S’il est au moins un point qui devrait mettre tout le monde d’accord, c’est bien l’énergie et l’ambiance de franche rigolade qui baigne tout le projet; au point que ce Dungeons & Dragons devrait arracher au moins quelques sourires même aux spectateurs les plus grincheux. Il y en a vraiment pour tous les goûts, et tous les âges; de sorte qu’un gag qui vous laisserait totalement de marbre risque d’arracher un éclat de rire à votre père, tandis qu’un autre fera plutôt pouffer vos petits frères et sœurs. On n’échappe pourtant pas à quelques cas de gags ou de péripéties qui s’étirent de manière superficielle, au point de désamorcer l’effet d’une idée pourtant initialement bonne.
Des acteurs qui s’amusent
Et c’est sans compter sur la bonne humeur – communicative – des acteurs, qui semblent tous heureux d’avoir été de la partie. À commencer par Chris Pine qui semble s’en donner à cœur joie dans le rôle d’Edgin, sorte de barde/voleur/ »planificateur » (son propre terme) et loser notoire, dont la survie ne semble dépendre que de la présence à ses côtés de l’irascible et taiseuse barbare, grande amatrice de patates, Holga, incarnée par une Michelle Rodriguez qui n’a jamais été aussi attachante depuis Girlfight, le film qui l’a révélée en 2000. Ensemble, les deux vétérans vont d’abord vivre quelques déboires avant de se mettre à la recherche de deux (éventuellement trois) compagnons plus jeunes pour mener à bien leur quête: l’apprenti magicien au grand manque de confiance en lui, Simon (Justice Smith), et son crush amoureux, la (trop?) adorable druidesse Tiefling, Doric (Sophia Lillis).

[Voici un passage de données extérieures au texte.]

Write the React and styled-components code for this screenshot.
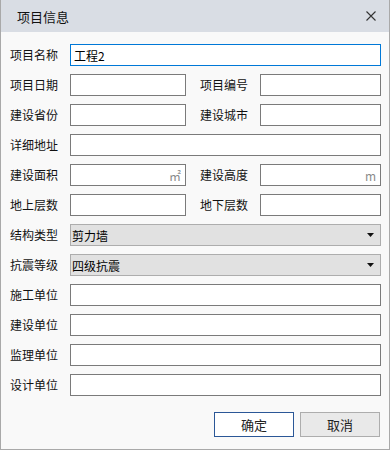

Qui vous disait que le film avait des airs de jeu de famille?
Une autre mention à Hugh Grant qui, depuis son comeback dans The Gentlemen, et davantage encore dans Operation Fortune: Ruse de Guerre, semble se délecter des rôles de traîtres ou de dominants plus intéressés par l’argent que par l’éthique.
Aussi, malgré une importante part accordée au personnage de Chris Pine, aucun des nouveaux venus n’est jamais délaissé par le scénario, qui fait d’ailleurs la part belle au travail d’équipe.
Un manque de sérieux notable
Toute cette énergie et bonne volonté sont certes plaisantes, mais n’effacent toutefois pas les défauts, bien réels, de ce genre de productions; à force de ne jamais se prendre au sérieux, c’est finalement la vraisemblance de l’univers qui finit par en pâtir. En effet, comment suspendre son jugement d’incrédulité et croire en des drames et menaces potentielles pour tout un royaume, et la vie des protagonistes, quand il suffit à ces derniers d’interroger un bourreau sur l’entretien de sa hache, pour s’évader, ou de courir dans un sens pour échapper à un danger, avant de rebrousser chemin face à un nouveau, plus grand encore? Si cela est certes sympathique, tout le monde semble beaucoup trop s’amuser pour qu’aucun acte ne semble porteur de véritables conséquences. Sauf quand le script en décide tout à coup autrement.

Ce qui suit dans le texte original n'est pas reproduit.